# Relation Engendered By Medians

The medians $AM,$ $BN,$ $CP$ divide $\Delta ABC$ into six smaller ones as shown:

Prove that, for the inradii $r_1, \ldots, r_6$ of the small triangles, the following relation holds:

$\displaystyle\frac{1}{r_1}+\frac{1}{r_3}+\frac{1}{r_5}=\frac{1}{r_2}+\frac{1}{r_4}+\frac{1}{r_6}.$

### Proof 1

The perimeter $p_1$ of $\Delta CGM$ equals

$p_1=CG+GM+CM=\displaystyle\frac{2}{3}m_{c}+\frac{1}{3}m_{a}+\frac{1}{2}a=\frac{1}{6}(4m_{c}+2m_{a}+3a).$

It follows that $\displaystyle\frac{1}{r_1}=\frac{1}{12}\frac{4m_{c}+2m_{a}+3a}{S_1}.$ However, note that all six small triangles have the same area which we'll denote $S.$ Then

$\displaystyle\frac{1}{r_1}=\frac{1}{12}\frac{4m_{c}+2m_{a}+3a}{S}.$

By the same token,

$\displaystyle\frac{1}{r_3}=\frac{1}{12}\frac{4m_{b}+2m_{c}+3c}{S}.$

and

$\displaystyle\frac{1}{r_5}=\frac{1}{12}\frac{4m_{a}+2m_{b}+3b}{S}$

such that

$\displaystyle\frac{1}{r_1}+\frac{1}{r_3}+\frac{1}{r_5}=\frac{1}{4}\frac{2(m_{a}+m_{b}+m_{c})+(a+b+c)}{S}.$

This being a symmetric expression in $a,b,c,$ we also have

$\displaystyle\frac{1}{r_2}+\frac{1}{r_4}+\frac{1}{r_6}=\frac{1}{4}\frac{2(m_{a}+m_{b}+m_{c})+(a+b+c)}{S}.$

### Proof 2

We denote by $d_a$ the distances from $B$ and $C$ to $AM$ (which are of course equal), $k_a$ the distances from $P$ and $N$ to $AM$ (they which are also equal). $d_b,$ $d_c,$ and $k_b,$ $k_c$ are defined similarly.
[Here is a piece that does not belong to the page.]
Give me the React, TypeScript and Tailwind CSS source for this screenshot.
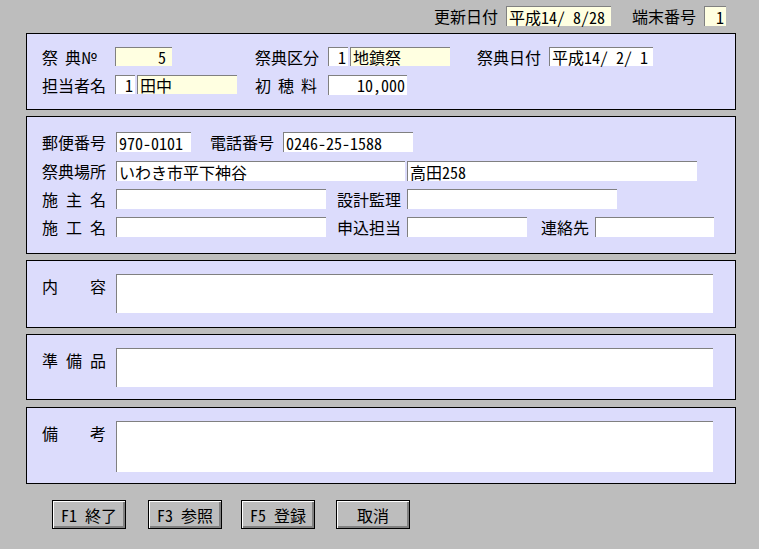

Then, for example, in $\Delta CGM,$

$\displaystyle r_1p_1=2S=\frac{1}{3}h_aCM=GM\cdot d_a=CG\cdot k_c.$

From this we obtain

$\displaystyle \frac{1}{r_1}=\frac{p_1}{2S}=\frac{3}{h_a}+\frac{1}{d_a}+\frac{1}{k_c}.$

Similar expressions hold for $\displaystyle \frac{1}{r_3}$ and $\displaystyle \frac{1}{r_5},$ with the sum of the three a symmetric expression in $a,b,c,$ proving that for the even indices the result is exactly the same.

### Acknowledgment

The problem that is due to Gustavo Jimmy Garcia Paytan (Peru) was communicated to me along with the two proofs by Leo Giugiuc (Romania). The proofs are by Claudia Nanuti, Diana Trailescu, Dan Sitaru and Leo Giugiuc, a Romanian crew.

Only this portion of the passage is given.